▶ [Work to complete]:
Leaving out every picture, quote the data below exactly as it appears.

▶ [Data excerpt]:
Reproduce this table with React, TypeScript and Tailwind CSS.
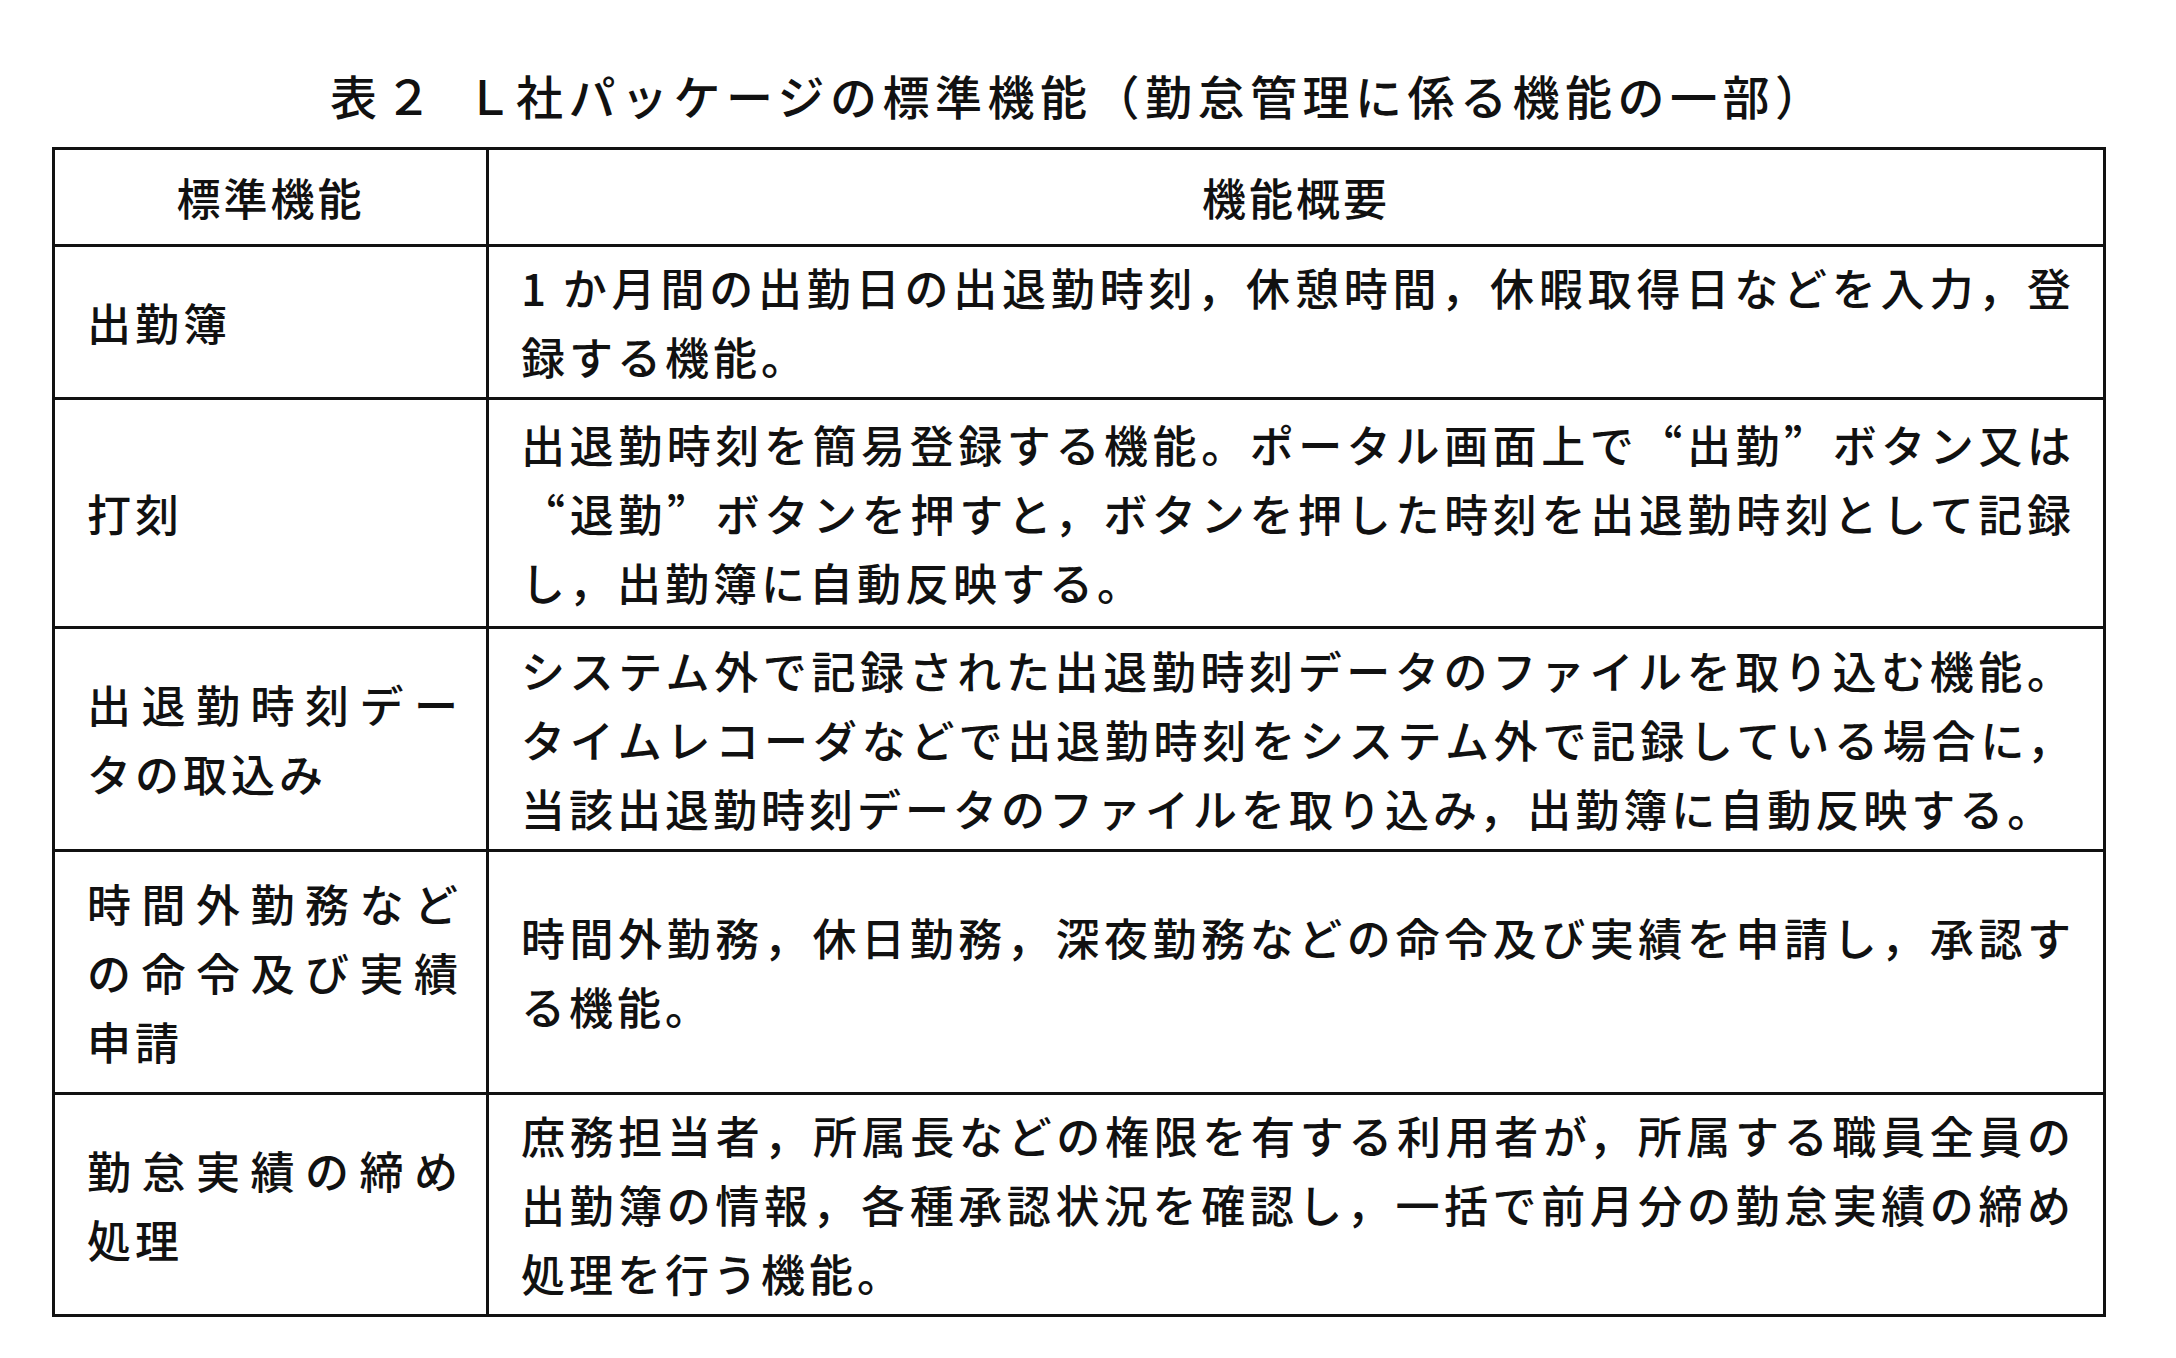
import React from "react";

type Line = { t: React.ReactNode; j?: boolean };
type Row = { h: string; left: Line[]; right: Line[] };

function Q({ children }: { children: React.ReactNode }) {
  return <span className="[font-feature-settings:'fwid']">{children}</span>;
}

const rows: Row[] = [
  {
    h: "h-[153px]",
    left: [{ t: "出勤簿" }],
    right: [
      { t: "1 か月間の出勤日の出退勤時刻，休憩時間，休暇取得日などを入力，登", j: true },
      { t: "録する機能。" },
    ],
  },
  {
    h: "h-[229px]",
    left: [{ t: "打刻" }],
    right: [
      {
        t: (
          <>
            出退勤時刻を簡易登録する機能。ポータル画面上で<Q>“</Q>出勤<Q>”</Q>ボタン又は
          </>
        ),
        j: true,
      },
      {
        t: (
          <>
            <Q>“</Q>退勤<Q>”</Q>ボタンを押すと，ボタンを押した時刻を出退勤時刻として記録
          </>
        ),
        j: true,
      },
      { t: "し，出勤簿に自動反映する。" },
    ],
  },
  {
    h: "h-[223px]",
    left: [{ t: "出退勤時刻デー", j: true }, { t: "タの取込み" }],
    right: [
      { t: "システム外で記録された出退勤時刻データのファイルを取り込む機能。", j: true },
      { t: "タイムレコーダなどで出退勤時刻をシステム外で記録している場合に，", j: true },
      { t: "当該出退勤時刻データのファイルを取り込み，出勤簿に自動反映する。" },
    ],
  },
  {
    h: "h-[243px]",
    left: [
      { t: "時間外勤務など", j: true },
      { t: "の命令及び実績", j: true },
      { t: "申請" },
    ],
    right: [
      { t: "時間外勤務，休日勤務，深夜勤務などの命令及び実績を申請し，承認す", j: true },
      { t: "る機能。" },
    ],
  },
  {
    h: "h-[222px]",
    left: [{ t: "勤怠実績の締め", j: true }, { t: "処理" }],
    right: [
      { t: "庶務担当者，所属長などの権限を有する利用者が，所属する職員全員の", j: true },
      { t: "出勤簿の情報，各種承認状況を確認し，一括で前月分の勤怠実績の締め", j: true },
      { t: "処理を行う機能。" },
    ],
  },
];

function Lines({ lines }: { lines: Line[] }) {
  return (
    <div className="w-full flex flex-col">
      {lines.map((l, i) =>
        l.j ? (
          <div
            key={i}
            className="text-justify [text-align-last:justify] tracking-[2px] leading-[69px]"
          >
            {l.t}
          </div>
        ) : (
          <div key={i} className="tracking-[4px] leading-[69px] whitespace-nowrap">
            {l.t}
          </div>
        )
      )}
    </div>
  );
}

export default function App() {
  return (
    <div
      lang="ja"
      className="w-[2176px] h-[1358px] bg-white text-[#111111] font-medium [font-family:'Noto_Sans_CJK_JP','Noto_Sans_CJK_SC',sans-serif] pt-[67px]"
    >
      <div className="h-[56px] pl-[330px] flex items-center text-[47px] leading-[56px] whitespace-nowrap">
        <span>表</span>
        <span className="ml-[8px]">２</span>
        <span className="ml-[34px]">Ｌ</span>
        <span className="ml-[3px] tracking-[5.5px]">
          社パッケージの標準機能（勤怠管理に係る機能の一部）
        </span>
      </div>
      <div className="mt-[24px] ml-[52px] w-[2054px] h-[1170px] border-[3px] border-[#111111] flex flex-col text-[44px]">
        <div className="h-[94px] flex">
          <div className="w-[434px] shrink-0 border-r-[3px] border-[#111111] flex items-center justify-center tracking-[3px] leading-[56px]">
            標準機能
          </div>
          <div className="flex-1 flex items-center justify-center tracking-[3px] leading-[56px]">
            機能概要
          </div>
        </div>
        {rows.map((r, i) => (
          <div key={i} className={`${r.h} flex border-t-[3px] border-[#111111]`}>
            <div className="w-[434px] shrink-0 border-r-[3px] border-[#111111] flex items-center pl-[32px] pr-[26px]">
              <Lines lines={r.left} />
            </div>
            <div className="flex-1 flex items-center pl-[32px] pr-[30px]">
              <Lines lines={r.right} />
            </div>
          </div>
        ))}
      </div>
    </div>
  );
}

▶ [Completed task]:
Reproduce this table with React, TypeScript and Tailwind CSS.
import React from "react";

type Line = { t: React.ReactNode; j?: boolean };
type Row = { h: string; left: Line[]; right: Line[] };

function Q({ children }: { children: React.ReactNode }) {
  return <span className="[font-feature-settings:'fwid']">{children}</span>;
}

const rows: Row[] = [
  {
    h: "h-[153px]",
    left: [{ t: "出勤簿" }],
    right: [
      { t: "1 か月間の出勤日の出退勤時刻，休憩時間，休暇取得日などを入力，登", j: true },
      { t: "録する機能。" },
    ],
  },
  {
    h: "h-[229px]",
    left: [{ t: "打刻" }],
    right: [
      {
        t: (
          <>
            出退勤時刻を簡易登録する機能。ポータル画面上で<Q>“</Q>出勤<Q>”</Q>ボタン又は
          </>
        ),
        j: true,
      },
      {
        t: (
          <>
            <Q>“</Q>退勤<Q>”</Q>ボタンを押すと，ボタンを押した時刻を出退勤時刻として記録
          </>
        ),
        j: true,
      },
      { t: "し，出勤簿に自動反映する。" },
    ],
  },
  {
    h: "h-[223px]",
    left: [{ t: "出退勤時刻デー", j: true }, { t: "タの取込み" }],
    right: [
      { t: "システム外で記録された出退勤時刻データのファイルを取り込む機能。", j: true },
      { t: "タイムレコーダなどで出退勤時刻をシステム外で記録している場合に，", j: true },
      { t: "当該出退勤時刻データのファイルを取り込み，出勤簿に自動反映する。" },
    ],
  },
  {
    h: "h-[243px]",
    left: [
      { t: "時間外勤務など", j: true },
      { t: "の命令及び実績", j: true },
      { t: "申請" },
    ],
    right: [
      { t: "時間外勤務，休日勤務，深夜勤務などの命令及び実績を申請し，承認す", j: true },
      { t: "る機能。" },
    ],
  },
  {
    h: "h-[222px]",
    left: [{ t: "勤怠実績の締め", j: true }, { t: "処理" }],
    right: [
      { t: "庶務担当者，所属長などの権限を有する利用者が，所属する職員全員の", j: true },
      { t: "出勤簿の情報，各種承認状況を確認し，一括で前月分の勤怠実績の締め", j: true },
      { t: "処理を行う機能。" },
    ],
  },
];

function Lines({ lines }: { lines: Line[] }) {
  return (
    <div className="w-full flex flex-col">
      {lines.map((l, i) =>
        l.j ? (
          <div
            key={i}
            className="text-justify [text-align-last:justify] tracking-[2px] leading-[69px]"
          >
            {l.t}
          </div>
        ) : (
          <div key={i} className="tracking-[4px] leading-[69px] whitespace-nowrap">
            {l.t}
          </div>
        )
      )}
    </div>
  );
}

export default function App() {
  return (
    <div
      lang="ja"
      className="w-[2176px] h-[1358px] bg-white text-[#111111] font-medium [font-family:'Noto_Sans_CJK_JP','Noto_Sans_CJK_SC',sans-serif] pt-[67px]"
    >
      <div className="h-[56px] pl-[330px] flex items-center text-[47px] leading-[56px] whitespace-nowrap">
        <span>表</span>
        <span className="ml-[8px]">２</span>
        <span className="ml-[34px]">Ｌ</span>
        <span className="ml-[3px] tracking-[5.5px]">
          社パッケージの標準機能（勤怠管理に係る機能の一部）
        </span>
      </div>
      <div className="mt-[24px] ml-[52px] w-[2054px] h-[1170px] border-[3px] border-[#111111] flex flex-col text-[44px]">
        <div className="h-[94px] flex">
          <div className="w-[434px] shrink-0 border-r-[3px] border-[#111111] flex items-center justify-center tracking-[3px] leading-[56px]">
            標準機能
          </div>
          <div className="flex-1 flex items-center justify-center tracking-[3px] leading-[56px]">
            機能概要
          </div>
        </div>
        {rows.map((r, i) => (
          <div key={i} className={`${r.h} flex border-t-[3px] border-[#111111]`}>
            <div className="w-[434px] shrink-0 border-r-[3px] border-[#111111] flex items-center pl-[32px] pr-[26px]">
              <Lines lines={r.left} />
            </div>
            <div className="flex-1 flex items-center pl-[32px] pr-[30px]">
              <Lines lines={r.right} />
            </div>
          </div>
        ))}
      </div>
    </div>
  );
}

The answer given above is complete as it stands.